Preparation of 1^·+SbF₆⁻ and [1–1]²⁺(SbF₆⁻)₂

Under anaerobic and anhydrous conditions, a mixture of 1 (0.132 g, 0.3 mmol) and NOSbF₆(0.080 g, 0.3 mmol) in CH₂Cl₂ (≈50 ml) was stirred at room temperature for 1 day. The resulting blue solution of 1^·+SbF₆⁻ was then concentrated and stored at around −20 °C for 24 h to afford X-ray-quality crystals of salt [1–1]²⁺(SbF₆⁻)₂. Isolated yield: 0.103 g, 45% (crystals); mp 153–155 °C; ultraviolet–visible (CH₂Cl₂): λ_max 460 (ε 12190, shoulder), 588 (ε 24320) nm; analysis (calcd., found for C₄₄H₃₂F₁₂Sb₂Se₄·CH₂Cl₂): C (37.72, 38.15), H (2.39, 2.57).

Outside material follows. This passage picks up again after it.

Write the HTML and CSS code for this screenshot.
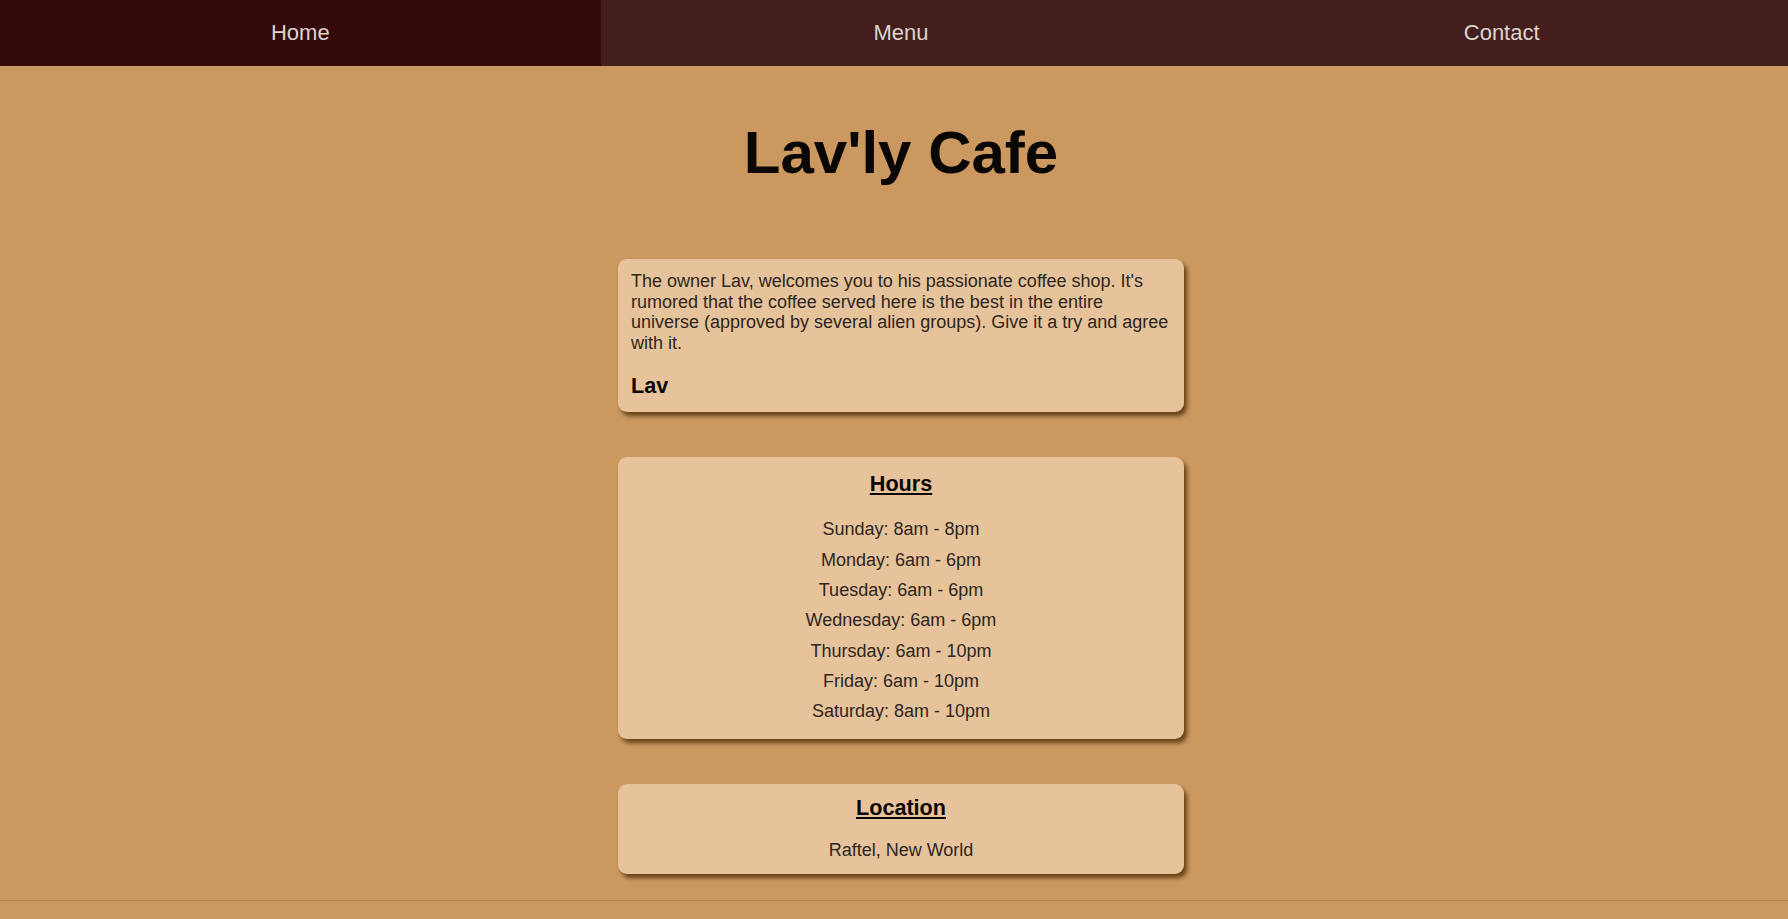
FILE: index.html
```html
<!DOCTYPE html>
<html lang="en">
<head>
<meta charset="utf-8">
<title>Lav'ly Cafe</title>
<link rel="stylesheet" href="styles.css">
</head>
<body>
<div class="page">
  <nav class="nav">
    <a class="nav-link active" href="#">Home</a>
    <a class="nav-link" href="#">Menu</a>
    <a class="nav-link" href="#">Contact</a>
  </nav>
  <main class="main">
    <h1 class="title">Lav'ly Cafe</h1>
    <div class="cards">
      <section class="card card-intro">
        <p class="intro-text">The owner Lav, welcomes you to his passionate coffee shop. It's rumored that the coffee served here is the best in the entire universe (approved by several alien groups). Give it a try and agree with it.</p>
        <h3 class="signature">Lav</h3>
      </section>
      <section class="card card-center">
        <h3 class="card-heading hours-heading">Hours</h3>
        <ul class="hours">
          <li>Sunday: 8am - 8pm</li>
          <li>Monday: 6am - 6pm</li>
          <li>Tuesday: 6am - 6pm</li>
          <li>Wednesday: 6am - 6pm</li>
          <li>Thursday: 6am - 10pm</li>
          <li>Friday: 6am - 10pm</li>
          <li>Saturday: 8am - 10pm</li>
        </ul>
      </section>
      <section class="card card-center">
        <h3 class="card-heading loc-heading">Location</h3>
        <p class="location">Raftel, New World</p>
      </section>
    </div>
  </main>
  <footer class="footer"></footer>
</div>
</body>
</html>
```

FILE: styles.css
```css
html, body {
  margin: 0;
  padding: 0;
  overflow: hidden;
}

body {
  background: #cb9860;
  font-family: "Liberation Sans", Arial, sans-serif;
  color: #2e2620;
  font-size: 18px;
}

.page {
  width: calc(100% + 14px);
}

.nav {
  display: flex;
  height: 66px;
  background: #441e1c;
}

.nav-link {
  flex: 1;
  display: flex;
  align-items: center;
  justify-content: center;
  color: #dcd3cf;
  text-decoration: none;
  font-size: 22px;
  padding-bottom: 1px;
}

.nav-link.active {
  background: #330a09;
}

.main {
  display: flex;
  flex-direction: column;
  align-items: center;
}

.title {
  margin: 52px 0 72px;
  font-size: 60px;
  line-height: 1.15;
  font-weight: 700;
  color: #0a0604;
}

.cards {
  display: flex;
  flex-direction: column;
  gap: 45px;
  width: 566px;
}

.card {
  background: #e6c39b;
  border-radius: 9px;
  box-shadow: 3px 4px 4px rgba(84, 50, 10, 0.85);
  padding: 12px 13px 13px;
}

.card-center {
  text-align: center;
}

.intro-text {
  margin: 0;
  line-height: 1.15;
}

.signature {
  margin: 20px 0 0;
  font-size: 21.6px;
  line-height: 1.15;
  color: #0a0604;
}

.card-heading {
  margin: 0;
  font-size: 21.6px;
  line-height: 1.15;
  color: #0a0604;
  text-decoration: underline;
  text-underline-offset: 2px;
}

.hours-heading {
  margin-top: 3px;
}

.hours {
  list-style: none;
  margin: 18px 0 0;
  padding: 0;
  line-height: 30.3px;
}

.location {
  margin: 19px 0 0;
  line-height: 1.15;
}

.footer {
  margin-top: 26px;
  border-top: 1px solid #b88552;
  height: 30px;
}
```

Quantum chemical calculations

Calculations were performed with the Gaussian 09 program suite (Supplementary Note 1; Supplementary Reference 2). Geometries were optimized and checked as energy minima by frequency calculations at the (U)PBE0/SVP level of theory. The ultraviolet–visible absorption spectrum was calculated on the optimized geometry using the time-dependent DFT method at the UM06-2X/6-31+G(d) level. To consider solvent (CH₂Cl₂) effects, a polarized continuum model was adopted in the calculation of the single-point energies involved in the the disproportionation and dimerization, and ultraviolet–visible absorption spectrum. Mayer bond order was calculated at the UPBE0/SVP level with the Multiwfn program⁶².